Hyundai Veloster: driven
The Veloster is part coupe and part crossover. It follows the Mini Clubman by having two doors on one side and only one on the other. It is also gunning for the likes of the Volkswagen Scirocco.
Sales predictions for the Hyundai Veloster are set deliberately low – but Hyundai has total confidence in it causing a big stir.
The low sales predictions are because Hyundai acknowledges the market for a style-led three-door coupe is limited. That's especially so at the estimated asking price of around £18,000 when the car goes on sale in September.
Hyundai believes its styling is good enough to make people want to buy one of its cars based on design alone for the first time.
That the Hyundai Veloster is a niche product is reflected by its very specific target market: 25 to 35 year-old-men and 40 to 50-year-old women.
Stylish not sporty
Unusually, this is a coupe that isn't being sold on sporty dynamics and peppy performance.
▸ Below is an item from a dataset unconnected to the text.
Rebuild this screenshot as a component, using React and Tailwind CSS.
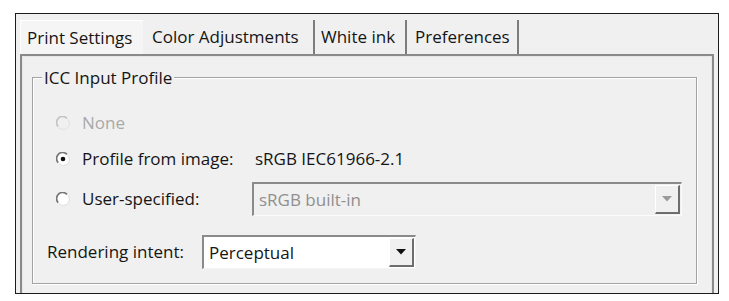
import React from "react";

function Radio({ checked, disabled }) {
  const dark = disabled ? "#c4c4c4" : "#777777";
  return (
    <svg width="14" height="14" viewBox="0 0 14 14" className="shrink-0">
      <circle cx="7" cy="7" r="6" fill={disabled ? "#f0f0f0" : "#ffffff"} />
      <path d="M2.2 10.6 A6 6 0 0 1 11 2.4" fill="none" stroke={dark} strokeWidth="1.7" />
      <path d="M11.8 3.4 A6 6 0 0 1 3 11.6" fill="none" stroke="#e4e4e4" strokeWidth="1.2" />
      {checked && <circle cx="7" cy="7" r="2.3" fill="#111" />}
    </svg>
  );
}

function Arrow({ color }) {
  return (
    <svg width="10" height="6" viewBox="0 0 10 6">
      <path d="M0 0 H10 L5 5.5 Z" fill={color} />
    </svg>
  );
}

function ComboButton({ color }) {
  return (
    <div className="w-[25px] h-[29px] bg-[#f0f0f0] border-t border-l border-[#ffffff] border-r-2 border-b-2 border-r-[#6e6e6e] border-b-[#6e6e6e] flex items-center justify-center">
      <Arrow color={color} />
    </div>
  );
}

const TABS = [
  { label: "Print Settings", cls: "w-[123px] pl-[6px] bg-[#f5f5f5] border-t border-l border-white" },
  { label: "Color Adjustments", cls: "w-[172px] pl-[9px] border-r-2 border-[#7d7d7d]" },
  { label: "White ink", cls: "w-[92px] pl-[6px] border-r-2 border-[#7d7d7d]" },
  { label: "Preferences", cls: "w-[112px] pl-[8px] border-r-2 border-[#7d7d7d]" },
];

export default function App() {
  return (
    <div
      className="w-[729px] h-[301px] bg-white pt-[13px] pl-[15px]"
      style={{ fontFamily: '"Open Sans", "Noto Sans", sans-serif' }}
    >
      <div className="w-[704px] h-[281px] border border-[#1c1c1c] bg-[#f0f0f0] flex flex-col overflow-hidden text-[17px] text-[#151515]">
        <div className="h-[40px] flex items-end pl-[4px] shrink-0">
          {TABS.map((t) => (
            <div key={t.label} className={`h-[34px] flex items-center ${t.cls}`}>
              {t.label}
            </div>
          ))}
        </div>
        <div className="flex-1 mx-[4px] border-t-2 border-l-2 border-r-2 border-[#8a8a8a] flex flex-col">
          <div className="flex-1 border-t border-l border-r border-[#e6e6e6] pt-[20px] pl-[9px] pr-[14px] pb-[9px] flex flex-col">
            <div className="relative flex-1 border border-[#a3a3a3] shadow-[inset_1px_1px_0_#ffffff,1px_1px_0_#ffffff] pl-[23px] pr-[14px]">
              <span className="absolute -top-[13px] left-[9px] bg-[#f0f0f0] px-[2px]">
                ICC Input Profile
              </span>
              <div className="mt-[28px] h-[34px] flex items-center text-[#a9a9a9]">
                <Radio disabled />
                <span className="ml-[12px]">None</span>
              </div>
              <div className="mt-[2px] h-[34px] flex items-center">
                <Radio checked />
                <span className="ml-[12px] w-[173px]">Profile from image:</span>
                <span>sRGB IEC61966-2.1</span>
              </div>
              <div className="mt-[6px] h-[34px] flex items-center">
                <Radio />
                <span className="ml-[12px] w-[170px]">User-specified:</span>
                <div className="flex-1 h-[34px] border-t-2 border-l-2 border-[#8a8a8a] border-b border-r border-b-[#fbfbfb] border-r-[#fbfbfb] flex items-center justify-between pl-[5px] pr-[1px]">
                  <span className="text-[#8f8f8f]">sRGB built-in</span>
                  <ComboButton color="#9a9a9a" />
                </div>
              </div>
              <div className="mt-[19px] -ml-[9px] h-[34px] flex items-center">
                <span className="w-[155px]">Rendering intent:</span>
                <div className="w-[214px] h-[34px] bg-white border-t-2 border-l-2 border-[#8a8a8a] border-b border-r border-b-[#f4f4f4] border-r-[#f4f4f4] flex items-center justify-between pl-[5px] pr-[1px]">
                  <span>Perceptual</span>
                  <ComboButton color="#111" />
                </div>
              </div>
            </div>
          </div>
        </div>
      </div>
    </div>
  );
}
Instead, Hyundai wants the Veloster to act as a halo product for style, with the added appeal of comfort and practicality (thanks to that third door).
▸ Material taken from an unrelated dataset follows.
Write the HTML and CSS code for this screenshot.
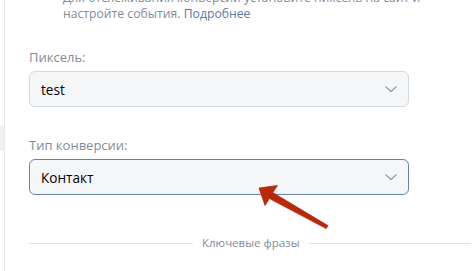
FILE: index.html
```html
<!DOCTYPE html>
<html lang="ru">
<head>
<meta charset="utf-8">
<link rel="stylesheet" href="styles.css">
</head>
<body>
<div class="page">
  <div class="rail"><div class="rail-mark"></div></div>
  <div class="panel">
    <p class="hint">Для отслеживания конверсии установите пиксель на сайт и<br>настройте события. <a href="#" class="link">Подробнее</a></p>

    <div class="field field-pixel">
      <div class="label">Пиксель:</div>
      <div class="select">
        <span class="value">test</span>
        <svg class="chev" width="12" height="7" viewBox="0 0 12 7"><path d="M1 1l5 4.5L11 1" fill="none" stroke="#99a2ad" stroke-width="1.6" stroke-linecap="round" stroke-linejoin="round"/></svg>
      </div>
    </div>

    <div class="field field-type">
      <div class="label">Тип конверсии:</div>
      <div class="select select-active">
        <span class="value">Контакт</span>
        <svg class="chev" width="12" height="7" viewBox="0 0 12 7"><path d="M1 1l5 4.5L11 1" fill="none" stroke="#99a2ad" stroke-width="1.6" stroke-linecap="round" stroke-linejoin="round"/></svg>
      </div>
    </div>

    <div class="divider"><span class="divider-text">Ключевые фразы</span></div>

    <svg class="arrow" width="100" height="60" viewBox="240 180 100 60">
      <polygon points="259,188 277.5,185.5 272.7,192.5 327.9,225.6 326.2,228.6 269.3,198.5 265,205.5" fill="#b8290b" stroke="#b8290b" stroke-width="0.8" stroke-linejoin="round"/>
    </svg>
  </div>
</div>
</body>
</html>
```

FILE: styles.css
```css
* { box-sizing: border-box; }
html, body { margin: 0; padding: 0; background: #fff; }
body {
  font-family: "Open Sans", "Noto Sans", sans-serif;
  font-size: 13px;
  color: #000;
  width: 475px;
  height: 271px;
  overflow: hidden;
}
.page {
  display: flex;
  height: 271px;
}
.rail {
  width: 4px;
  flex: none;
  display: flex;
  flex-direction: column;
}
.rail-mark {
  margin-top: 125px;
  height: 26px;
  background: #f0f1f3;
}
.panel {
  position: relative;
  flex: 1;
  border-left: 1px solid #e7e8ec;
  padding-left: 24px;
  padding-right: 4px;
}
.hint {
  margin: -10px 0 0 34px;
  font-size: 12.2px;
  line-height: 16px;
  color: #818c99;
}
.link {
  color: #5a7aa3;
  text-decoration: none;
}
.field-pixel { margin-top: 26px; }
.field-type { margin-top: 29px; }
.label {
  color: #818c99;
  font-size: 13px;
  line-height: 18px;
  margin-bottom: 5px;
}
.select {
  width: 380px;
  height: 36px;
  border: 1px solid #d3d9de;
  border-radius: 6px;
  background: #f5f6f8;
  display: flex;
  align-items: center;
  justify-content: space-between;
  padding: 0 11px 0 11px;
}
.select-active {
  border-color: #6584ab;
}
.value {
  font-size: 13.6px;
  color: #000;
}
.chev { display: block; margin-top: 1px; }
.divider {
  margin-top: 40px;
  display: flex;
  align-items: center;
  gap: 9px;
  color: #818c99;
  font-size: 11.5px;
}
.divider::before, .divider::after {
  content: "";
  flex: 1;
  height: 1px;
  background: #e1e3e6;
}
.divider::before { flex: none; width: 164px; }
.divider-text { line-height: 16px; }
.arrow {
  position: absolute;
  left: 235px;
  top: 180px;
}
```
We drove a 138bhp 1.6-litre petrol engine prototype in Germany, and it has to be pointed out that the final fit and finish of the interior will be ramped up by the time the car goes on sale.
That's just as well, because while the interior layout on the car we tested was logical, it wasn't smart or luxurious. After the striking exterior, the cabin in prototype form is slightly disappointing.
Behind the wheel
Once you've negotiated the low roofline, it's easy to find a comfortable driving position in the Veloster. Visibility is good to the front, and reasonable to the rear. There's enough room up front for most shapes and sizes, but only very short adults or children should give any thought to getting in the back where headroom is in particularly short supply.
The driving experience is less clear-cut, because the Veloster feels like it wants to major on being sporty, not comfortable as its makers suggest, yet it doesn't quite achieve either with any great success.
Overall, the Veloster is okay to drive without ever being genuinely engaging. Most frustratingly, it leaves you with a sense that it is failing to live up to its potential or its billing.
The steering, for instance, is well weighted and acceptable for hum-drum driving duties in town or on the motorway. However, the steering feel is artificial, which means you can’t appreciate the car’s dynamic abilities; the Veloster is quite capable of being driven quickly on a twisty road, but you don’t get to revel in the experience because you feel so detached from it.
Likewise, the engine is free-revving, but performance isn’t enthralling. There’s some fun to be had pushing it up the rev band, but you have to work hard to keep it motoring along. That also undermines the fuel economy benefits of the relatively low-powered engine, and refinement goes to pot above 3000rpm.
The ride is generally too hard and short on suppleness. That means the car rarely feels settled and that bumps are always felt – compromises you might accept if the Veloster was delivering a more sporty driving experience, but which are unacceptable for a car being sold as comfort orientated.
In summary, the end result is an unsatisfying blend of slightly below par performance and comfort. If Hyundai wants to sell the Veloster on comfort then the interior needs to be classier, the ride needs to be improved and road noise isolated. If it wants it to be sporty then it needs to pursue that route more aggressively. As it is, the Veloster risks delivering exterior style without having the substance to back it up.
That’s a shame, because it is an intriguing package that feels like it could, with a more focused direction one way or the other, challenge class rivals such as the Citroen DS3, Mini Cooper or VW Scirocco. With some time to go before the car goes on sale in November, it will be interesting to see how much the Veloster changes between this prototype model and the production reality.